RECORDS PROVIDED:
────────────────────────────────────────
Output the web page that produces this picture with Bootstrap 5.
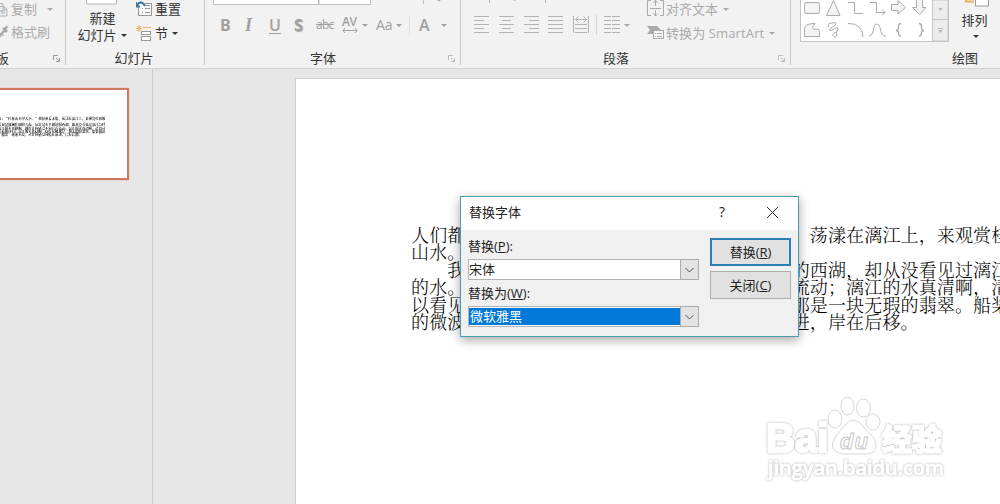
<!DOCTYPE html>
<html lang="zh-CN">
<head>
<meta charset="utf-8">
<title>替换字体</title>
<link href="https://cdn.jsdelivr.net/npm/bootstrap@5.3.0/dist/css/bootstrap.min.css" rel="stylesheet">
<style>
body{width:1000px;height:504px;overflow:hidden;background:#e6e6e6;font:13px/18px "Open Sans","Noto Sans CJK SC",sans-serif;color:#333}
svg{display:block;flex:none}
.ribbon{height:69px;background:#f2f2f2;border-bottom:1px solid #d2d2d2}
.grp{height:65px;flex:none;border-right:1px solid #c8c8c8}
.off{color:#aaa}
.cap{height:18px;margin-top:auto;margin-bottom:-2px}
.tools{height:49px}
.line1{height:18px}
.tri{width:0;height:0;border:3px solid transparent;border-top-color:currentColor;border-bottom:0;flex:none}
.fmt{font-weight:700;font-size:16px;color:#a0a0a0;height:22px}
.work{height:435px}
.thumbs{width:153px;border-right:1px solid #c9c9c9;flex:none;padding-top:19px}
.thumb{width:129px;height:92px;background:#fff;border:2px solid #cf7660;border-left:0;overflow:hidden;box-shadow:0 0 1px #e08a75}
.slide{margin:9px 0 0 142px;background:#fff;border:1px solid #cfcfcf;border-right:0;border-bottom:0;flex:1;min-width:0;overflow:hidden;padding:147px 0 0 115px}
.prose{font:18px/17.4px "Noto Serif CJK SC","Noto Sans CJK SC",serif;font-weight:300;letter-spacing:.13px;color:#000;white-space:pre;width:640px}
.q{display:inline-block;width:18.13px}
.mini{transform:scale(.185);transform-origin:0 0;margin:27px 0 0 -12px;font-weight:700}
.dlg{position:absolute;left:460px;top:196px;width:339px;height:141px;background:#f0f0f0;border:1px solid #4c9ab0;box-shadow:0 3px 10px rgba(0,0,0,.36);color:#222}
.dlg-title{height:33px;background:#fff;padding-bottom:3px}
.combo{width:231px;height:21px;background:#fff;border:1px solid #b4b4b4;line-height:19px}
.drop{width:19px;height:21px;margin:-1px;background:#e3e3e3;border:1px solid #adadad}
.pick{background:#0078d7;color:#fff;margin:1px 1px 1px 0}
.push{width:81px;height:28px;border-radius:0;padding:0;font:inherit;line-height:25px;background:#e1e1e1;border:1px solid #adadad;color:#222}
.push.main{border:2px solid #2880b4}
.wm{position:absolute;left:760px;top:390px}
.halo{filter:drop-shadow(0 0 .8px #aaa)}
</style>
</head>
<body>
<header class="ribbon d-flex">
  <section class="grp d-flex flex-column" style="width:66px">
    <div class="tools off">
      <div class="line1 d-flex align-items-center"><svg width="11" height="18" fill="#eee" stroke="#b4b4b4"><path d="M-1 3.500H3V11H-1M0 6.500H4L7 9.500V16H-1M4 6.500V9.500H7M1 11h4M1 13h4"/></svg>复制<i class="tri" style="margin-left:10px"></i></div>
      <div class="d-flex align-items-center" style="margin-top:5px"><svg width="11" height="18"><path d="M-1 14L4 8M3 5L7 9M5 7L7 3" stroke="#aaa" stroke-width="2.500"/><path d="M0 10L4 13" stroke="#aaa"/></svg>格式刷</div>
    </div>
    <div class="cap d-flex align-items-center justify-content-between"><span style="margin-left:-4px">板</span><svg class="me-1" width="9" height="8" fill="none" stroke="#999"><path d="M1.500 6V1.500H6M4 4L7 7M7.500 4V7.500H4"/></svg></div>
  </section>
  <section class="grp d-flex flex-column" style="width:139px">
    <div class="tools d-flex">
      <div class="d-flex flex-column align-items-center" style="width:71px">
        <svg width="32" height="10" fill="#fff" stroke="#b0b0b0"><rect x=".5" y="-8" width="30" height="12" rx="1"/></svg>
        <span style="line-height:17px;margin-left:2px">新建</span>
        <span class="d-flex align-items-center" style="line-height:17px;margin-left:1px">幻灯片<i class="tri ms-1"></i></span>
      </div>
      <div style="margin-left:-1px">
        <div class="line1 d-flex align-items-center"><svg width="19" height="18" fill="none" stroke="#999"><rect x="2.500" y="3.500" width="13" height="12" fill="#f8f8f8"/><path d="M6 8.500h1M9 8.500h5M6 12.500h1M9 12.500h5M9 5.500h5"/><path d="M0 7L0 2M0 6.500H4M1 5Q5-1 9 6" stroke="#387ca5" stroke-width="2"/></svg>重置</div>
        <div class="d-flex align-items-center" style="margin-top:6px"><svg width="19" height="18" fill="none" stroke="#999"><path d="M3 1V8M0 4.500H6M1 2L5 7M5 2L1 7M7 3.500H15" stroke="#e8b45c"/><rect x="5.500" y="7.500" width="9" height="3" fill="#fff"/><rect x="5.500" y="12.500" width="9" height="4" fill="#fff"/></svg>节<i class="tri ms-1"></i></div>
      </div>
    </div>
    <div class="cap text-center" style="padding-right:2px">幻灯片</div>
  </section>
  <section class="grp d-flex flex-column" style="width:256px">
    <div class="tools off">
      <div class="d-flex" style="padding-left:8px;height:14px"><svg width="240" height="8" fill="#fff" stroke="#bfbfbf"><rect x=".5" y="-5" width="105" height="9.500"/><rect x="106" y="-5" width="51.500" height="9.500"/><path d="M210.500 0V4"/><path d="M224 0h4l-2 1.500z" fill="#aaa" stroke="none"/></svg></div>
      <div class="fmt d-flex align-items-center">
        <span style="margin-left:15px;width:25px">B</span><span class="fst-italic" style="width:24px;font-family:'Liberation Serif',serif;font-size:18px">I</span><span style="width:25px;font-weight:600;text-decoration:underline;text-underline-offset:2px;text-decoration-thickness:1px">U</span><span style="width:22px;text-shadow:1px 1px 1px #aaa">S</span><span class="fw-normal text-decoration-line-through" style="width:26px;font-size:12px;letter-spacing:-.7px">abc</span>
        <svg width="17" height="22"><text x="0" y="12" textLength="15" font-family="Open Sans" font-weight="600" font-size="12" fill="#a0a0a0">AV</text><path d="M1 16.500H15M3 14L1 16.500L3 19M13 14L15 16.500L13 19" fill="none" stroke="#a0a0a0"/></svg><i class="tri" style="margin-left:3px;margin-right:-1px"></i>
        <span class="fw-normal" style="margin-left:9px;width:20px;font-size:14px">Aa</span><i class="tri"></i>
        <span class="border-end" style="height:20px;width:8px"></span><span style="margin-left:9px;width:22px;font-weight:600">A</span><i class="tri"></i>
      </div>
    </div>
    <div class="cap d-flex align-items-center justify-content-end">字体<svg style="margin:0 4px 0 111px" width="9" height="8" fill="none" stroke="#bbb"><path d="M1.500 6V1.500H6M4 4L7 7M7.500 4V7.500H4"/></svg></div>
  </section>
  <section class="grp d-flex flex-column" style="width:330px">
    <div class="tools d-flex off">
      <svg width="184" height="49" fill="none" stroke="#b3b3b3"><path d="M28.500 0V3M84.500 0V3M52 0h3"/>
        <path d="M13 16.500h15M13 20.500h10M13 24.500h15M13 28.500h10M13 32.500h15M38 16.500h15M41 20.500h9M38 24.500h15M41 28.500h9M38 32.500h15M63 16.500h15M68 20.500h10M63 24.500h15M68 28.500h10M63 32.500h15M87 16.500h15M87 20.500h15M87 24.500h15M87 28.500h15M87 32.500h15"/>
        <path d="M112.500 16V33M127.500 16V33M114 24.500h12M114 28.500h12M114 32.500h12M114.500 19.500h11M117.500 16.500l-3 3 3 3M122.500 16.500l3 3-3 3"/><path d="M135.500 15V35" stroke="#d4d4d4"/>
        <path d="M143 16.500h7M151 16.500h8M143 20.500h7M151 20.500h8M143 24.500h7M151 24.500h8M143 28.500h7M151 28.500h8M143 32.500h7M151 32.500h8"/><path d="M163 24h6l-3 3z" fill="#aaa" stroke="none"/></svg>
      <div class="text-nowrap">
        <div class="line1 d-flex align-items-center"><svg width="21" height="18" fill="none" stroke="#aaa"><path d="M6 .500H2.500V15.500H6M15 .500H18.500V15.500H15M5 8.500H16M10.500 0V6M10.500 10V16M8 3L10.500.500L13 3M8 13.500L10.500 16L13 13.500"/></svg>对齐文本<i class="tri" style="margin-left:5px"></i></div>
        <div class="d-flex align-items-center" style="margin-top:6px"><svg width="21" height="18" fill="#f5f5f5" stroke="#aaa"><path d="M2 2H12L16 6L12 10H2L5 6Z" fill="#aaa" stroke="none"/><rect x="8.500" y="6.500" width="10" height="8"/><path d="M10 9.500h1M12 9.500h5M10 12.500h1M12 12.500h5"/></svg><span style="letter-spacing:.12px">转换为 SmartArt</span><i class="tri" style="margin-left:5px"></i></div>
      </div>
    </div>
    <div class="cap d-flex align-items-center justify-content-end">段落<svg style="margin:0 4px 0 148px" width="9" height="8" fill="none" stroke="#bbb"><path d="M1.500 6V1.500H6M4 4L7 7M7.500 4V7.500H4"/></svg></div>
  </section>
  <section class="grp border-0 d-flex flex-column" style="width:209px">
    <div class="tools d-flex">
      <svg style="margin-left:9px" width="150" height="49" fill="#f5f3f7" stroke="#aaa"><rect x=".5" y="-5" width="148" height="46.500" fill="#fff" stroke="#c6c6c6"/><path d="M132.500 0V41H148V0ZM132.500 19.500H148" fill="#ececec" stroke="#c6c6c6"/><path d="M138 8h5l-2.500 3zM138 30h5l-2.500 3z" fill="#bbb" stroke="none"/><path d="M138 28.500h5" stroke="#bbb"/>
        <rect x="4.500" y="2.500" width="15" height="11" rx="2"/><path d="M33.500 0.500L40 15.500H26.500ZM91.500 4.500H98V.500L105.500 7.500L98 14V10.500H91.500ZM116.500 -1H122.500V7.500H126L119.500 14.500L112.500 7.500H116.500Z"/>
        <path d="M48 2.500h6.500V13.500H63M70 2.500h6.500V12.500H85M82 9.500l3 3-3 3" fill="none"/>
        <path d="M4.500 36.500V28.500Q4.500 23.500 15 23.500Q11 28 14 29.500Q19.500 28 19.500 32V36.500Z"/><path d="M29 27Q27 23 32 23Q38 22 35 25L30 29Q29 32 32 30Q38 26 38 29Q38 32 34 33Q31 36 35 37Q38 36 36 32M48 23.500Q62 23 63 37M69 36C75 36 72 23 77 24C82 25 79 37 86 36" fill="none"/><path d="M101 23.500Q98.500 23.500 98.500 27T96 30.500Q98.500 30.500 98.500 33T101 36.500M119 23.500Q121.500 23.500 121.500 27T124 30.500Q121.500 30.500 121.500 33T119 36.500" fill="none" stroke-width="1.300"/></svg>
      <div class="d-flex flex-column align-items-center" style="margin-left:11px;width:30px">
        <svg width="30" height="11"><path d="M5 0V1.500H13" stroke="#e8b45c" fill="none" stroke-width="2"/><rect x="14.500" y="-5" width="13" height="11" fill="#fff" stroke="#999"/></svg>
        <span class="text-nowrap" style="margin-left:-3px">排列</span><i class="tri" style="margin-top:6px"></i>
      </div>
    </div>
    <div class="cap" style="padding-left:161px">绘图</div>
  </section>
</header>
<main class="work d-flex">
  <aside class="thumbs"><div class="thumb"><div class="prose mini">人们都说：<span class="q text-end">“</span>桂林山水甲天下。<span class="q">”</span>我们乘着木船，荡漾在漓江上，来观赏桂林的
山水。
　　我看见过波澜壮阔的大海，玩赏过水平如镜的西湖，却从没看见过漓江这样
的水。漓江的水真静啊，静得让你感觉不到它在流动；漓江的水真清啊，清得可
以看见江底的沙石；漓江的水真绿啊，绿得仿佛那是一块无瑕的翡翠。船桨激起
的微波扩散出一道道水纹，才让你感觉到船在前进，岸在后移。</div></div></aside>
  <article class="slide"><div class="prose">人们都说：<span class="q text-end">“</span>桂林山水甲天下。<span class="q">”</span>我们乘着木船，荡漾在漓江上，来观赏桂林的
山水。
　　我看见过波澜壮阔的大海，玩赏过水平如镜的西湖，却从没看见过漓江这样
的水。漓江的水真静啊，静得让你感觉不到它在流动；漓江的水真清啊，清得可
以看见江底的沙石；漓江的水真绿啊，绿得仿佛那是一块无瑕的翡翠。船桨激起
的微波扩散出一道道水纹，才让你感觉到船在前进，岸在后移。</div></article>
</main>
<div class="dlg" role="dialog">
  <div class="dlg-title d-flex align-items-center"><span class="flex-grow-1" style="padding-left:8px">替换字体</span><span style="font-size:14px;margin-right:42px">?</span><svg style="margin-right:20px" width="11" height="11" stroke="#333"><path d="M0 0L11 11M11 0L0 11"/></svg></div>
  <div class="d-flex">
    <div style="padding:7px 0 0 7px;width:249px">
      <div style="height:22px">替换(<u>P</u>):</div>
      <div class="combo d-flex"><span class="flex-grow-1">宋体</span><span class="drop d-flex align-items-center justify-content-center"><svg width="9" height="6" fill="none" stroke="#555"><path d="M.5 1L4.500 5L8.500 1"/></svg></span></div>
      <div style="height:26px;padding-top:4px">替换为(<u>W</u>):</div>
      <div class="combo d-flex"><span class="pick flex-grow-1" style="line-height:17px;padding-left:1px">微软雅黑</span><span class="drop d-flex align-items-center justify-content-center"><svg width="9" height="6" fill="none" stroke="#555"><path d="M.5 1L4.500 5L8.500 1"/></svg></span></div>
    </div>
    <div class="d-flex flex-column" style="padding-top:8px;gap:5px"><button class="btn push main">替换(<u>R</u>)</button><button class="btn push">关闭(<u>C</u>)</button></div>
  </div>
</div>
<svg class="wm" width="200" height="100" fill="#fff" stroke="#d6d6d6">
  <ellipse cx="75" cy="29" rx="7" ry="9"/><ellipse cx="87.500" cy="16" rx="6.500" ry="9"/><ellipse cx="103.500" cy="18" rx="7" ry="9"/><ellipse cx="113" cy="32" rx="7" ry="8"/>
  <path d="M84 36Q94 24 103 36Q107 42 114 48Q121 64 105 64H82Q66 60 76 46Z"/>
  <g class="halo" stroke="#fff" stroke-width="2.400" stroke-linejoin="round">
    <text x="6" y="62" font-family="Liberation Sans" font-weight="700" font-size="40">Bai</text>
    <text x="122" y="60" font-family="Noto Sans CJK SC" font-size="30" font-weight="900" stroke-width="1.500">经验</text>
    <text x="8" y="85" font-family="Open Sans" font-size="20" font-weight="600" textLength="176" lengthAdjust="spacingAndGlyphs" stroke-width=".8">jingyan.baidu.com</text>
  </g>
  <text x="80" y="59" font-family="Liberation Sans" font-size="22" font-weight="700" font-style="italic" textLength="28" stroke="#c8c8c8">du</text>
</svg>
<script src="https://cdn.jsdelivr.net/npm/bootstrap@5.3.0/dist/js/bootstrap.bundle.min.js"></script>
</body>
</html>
────────────────────────────────────────
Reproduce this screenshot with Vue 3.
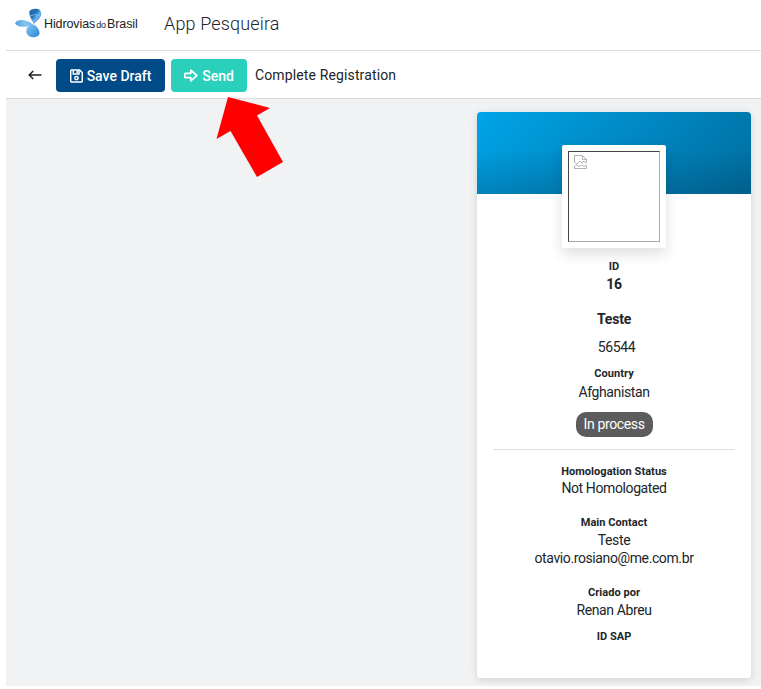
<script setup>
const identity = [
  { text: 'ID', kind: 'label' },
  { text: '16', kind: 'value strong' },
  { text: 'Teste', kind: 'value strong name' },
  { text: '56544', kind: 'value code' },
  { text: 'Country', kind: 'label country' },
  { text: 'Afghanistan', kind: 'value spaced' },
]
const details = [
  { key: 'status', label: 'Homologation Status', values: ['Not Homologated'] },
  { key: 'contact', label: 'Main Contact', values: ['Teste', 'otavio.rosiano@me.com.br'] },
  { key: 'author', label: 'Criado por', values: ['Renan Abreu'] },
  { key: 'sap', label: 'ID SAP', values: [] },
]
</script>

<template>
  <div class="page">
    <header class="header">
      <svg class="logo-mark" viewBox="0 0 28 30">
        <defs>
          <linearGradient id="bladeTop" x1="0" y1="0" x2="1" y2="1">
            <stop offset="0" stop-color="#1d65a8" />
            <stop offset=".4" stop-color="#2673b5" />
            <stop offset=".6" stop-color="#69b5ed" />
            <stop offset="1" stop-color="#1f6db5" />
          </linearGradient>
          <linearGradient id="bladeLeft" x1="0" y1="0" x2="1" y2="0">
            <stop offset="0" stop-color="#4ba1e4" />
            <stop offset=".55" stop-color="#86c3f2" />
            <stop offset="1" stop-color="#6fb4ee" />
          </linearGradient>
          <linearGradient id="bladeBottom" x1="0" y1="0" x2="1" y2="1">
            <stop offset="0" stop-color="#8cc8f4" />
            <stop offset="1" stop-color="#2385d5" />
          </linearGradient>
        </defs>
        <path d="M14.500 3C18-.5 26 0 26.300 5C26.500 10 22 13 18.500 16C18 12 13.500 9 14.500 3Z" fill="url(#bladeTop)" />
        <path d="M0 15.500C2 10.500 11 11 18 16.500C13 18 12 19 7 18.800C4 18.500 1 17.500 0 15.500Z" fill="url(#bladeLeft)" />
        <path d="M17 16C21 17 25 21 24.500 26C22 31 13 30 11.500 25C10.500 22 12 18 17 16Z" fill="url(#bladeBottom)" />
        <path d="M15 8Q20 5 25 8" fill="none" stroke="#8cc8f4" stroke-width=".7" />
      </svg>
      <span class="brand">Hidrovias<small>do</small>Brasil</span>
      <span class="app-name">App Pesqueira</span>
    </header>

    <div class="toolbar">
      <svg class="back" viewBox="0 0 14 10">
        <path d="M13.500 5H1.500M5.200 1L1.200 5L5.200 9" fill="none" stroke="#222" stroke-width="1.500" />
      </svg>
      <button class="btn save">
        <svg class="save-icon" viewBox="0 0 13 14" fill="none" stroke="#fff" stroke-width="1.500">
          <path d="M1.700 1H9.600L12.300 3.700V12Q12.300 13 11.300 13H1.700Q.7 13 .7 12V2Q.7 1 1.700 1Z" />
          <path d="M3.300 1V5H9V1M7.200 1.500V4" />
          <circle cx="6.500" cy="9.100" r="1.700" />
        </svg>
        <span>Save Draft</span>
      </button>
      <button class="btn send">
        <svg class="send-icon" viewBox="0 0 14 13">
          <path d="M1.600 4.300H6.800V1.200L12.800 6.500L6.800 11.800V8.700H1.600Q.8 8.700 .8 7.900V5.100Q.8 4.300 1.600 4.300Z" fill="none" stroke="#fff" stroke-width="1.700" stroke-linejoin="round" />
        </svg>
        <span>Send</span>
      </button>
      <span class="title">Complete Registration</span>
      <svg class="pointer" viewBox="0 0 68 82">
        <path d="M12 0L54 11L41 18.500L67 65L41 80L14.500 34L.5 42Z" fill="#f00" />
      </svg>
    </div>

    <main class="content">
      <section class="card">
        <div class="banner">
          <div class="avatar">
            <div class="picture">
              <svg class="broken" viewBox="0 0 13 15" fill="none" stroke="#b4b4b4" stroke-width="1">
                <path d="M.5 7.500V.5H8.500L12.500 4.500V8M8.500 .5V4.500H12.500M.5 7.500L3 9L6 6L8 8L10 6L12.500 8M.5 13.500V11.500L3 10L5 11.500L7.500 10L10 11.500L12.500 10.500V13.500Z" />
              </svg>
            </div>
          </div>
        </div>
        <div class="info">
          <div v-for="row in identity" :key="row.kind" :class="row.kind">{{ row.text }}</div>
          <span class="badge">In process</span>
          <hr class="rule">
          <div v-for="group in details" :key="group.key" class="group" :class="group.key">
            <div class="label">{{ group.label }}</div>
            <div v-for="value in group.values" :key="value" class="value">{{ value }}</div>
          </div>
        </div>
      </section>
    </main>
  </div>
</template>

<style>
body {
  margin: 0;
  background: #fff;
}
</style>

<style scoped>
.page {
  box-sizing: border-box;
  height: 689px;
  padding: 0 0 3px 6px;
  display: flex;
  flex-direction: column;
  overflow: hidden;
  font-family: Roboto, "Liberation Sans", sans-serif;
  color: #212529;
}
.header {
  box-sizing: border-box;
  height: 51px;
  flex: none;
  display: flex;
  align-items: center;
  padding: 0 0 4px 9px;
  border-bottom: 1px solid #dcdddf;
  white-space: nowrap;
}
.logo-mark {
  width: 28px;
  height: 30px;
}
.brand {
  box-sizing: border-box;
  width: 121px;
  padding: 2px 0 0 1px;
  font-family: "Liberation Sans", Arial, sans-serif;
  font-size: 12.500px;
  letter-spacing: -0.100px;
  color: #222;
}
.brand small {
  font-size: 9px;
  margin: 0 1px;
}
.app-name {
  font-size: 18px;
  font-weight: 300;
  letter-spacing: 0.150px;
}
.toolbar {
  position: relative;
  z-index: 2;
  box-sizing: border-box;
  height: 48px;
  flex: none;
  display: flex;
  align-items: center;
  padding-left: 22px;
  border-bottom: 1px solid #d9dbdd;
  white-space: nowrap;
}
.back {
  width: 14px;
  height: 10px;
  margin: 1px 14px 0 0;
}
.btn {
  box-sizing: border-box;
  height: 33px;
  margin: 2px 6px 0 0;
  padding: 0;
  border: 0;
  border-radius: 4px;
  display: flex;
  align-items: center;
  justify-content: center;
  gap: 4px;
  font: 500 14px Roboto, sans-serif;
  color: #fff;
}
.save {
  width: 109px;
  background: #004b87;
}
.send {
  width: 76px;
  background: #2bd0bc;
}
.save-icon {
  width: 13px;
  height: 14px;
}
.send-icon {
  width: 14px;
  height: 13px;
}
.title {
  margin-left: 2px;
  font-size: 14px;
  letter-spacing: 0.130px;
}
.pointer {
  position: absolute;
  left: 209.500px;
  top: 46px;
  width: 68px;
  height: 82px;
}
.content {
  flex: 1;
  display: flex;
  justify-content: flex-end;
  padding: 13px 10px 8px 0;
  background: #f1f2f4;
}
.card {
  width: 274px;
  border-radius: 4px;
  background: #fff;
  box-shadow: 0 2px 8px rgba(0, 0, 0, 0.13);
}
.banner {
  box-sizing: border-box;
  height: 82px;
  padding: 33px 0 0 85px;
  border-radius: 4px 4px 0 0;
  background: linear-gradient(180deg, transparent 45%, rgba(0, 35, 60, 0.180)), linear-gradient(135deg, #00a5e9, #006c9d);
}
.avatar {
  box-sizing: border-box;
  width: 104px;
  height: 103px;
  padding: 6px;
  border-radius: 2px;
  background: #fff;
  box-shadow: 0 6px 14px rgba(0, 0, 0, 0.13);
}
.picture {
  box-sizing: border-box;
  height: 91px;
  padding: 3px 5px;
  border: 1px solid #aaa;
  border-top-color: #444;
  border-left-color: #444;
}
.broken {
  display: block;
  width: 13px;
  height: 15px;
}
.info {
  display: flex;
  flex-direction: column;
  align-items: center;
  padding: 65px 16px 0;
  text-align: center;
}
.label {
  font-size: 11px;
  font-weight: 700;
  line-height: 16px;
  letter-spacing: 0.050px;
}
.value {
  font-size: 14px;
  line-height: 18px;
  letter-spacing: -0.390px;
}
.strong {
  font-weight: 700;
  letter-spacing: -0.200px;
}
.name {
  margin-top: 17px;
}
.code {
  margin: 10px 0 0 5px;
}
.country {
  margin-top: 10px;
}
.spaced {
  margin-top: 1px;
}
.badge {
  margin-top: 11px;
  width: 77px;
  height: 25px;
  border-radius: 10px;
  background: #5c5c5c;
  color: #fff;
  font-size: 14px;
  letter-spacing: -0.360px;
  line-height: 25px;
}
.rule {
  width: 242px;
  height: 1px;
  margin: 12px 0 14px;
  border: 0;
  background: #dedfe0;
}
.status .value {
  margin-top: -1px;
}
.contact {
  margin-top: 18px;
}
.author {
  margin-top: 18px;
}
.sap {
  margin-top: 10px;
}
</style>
────────────────────────────────────────
WRITTEN INSTRUCTION: Your reply is one number: how many lines of the records above contain the word "with".

EXERCISE OUTPUT: 2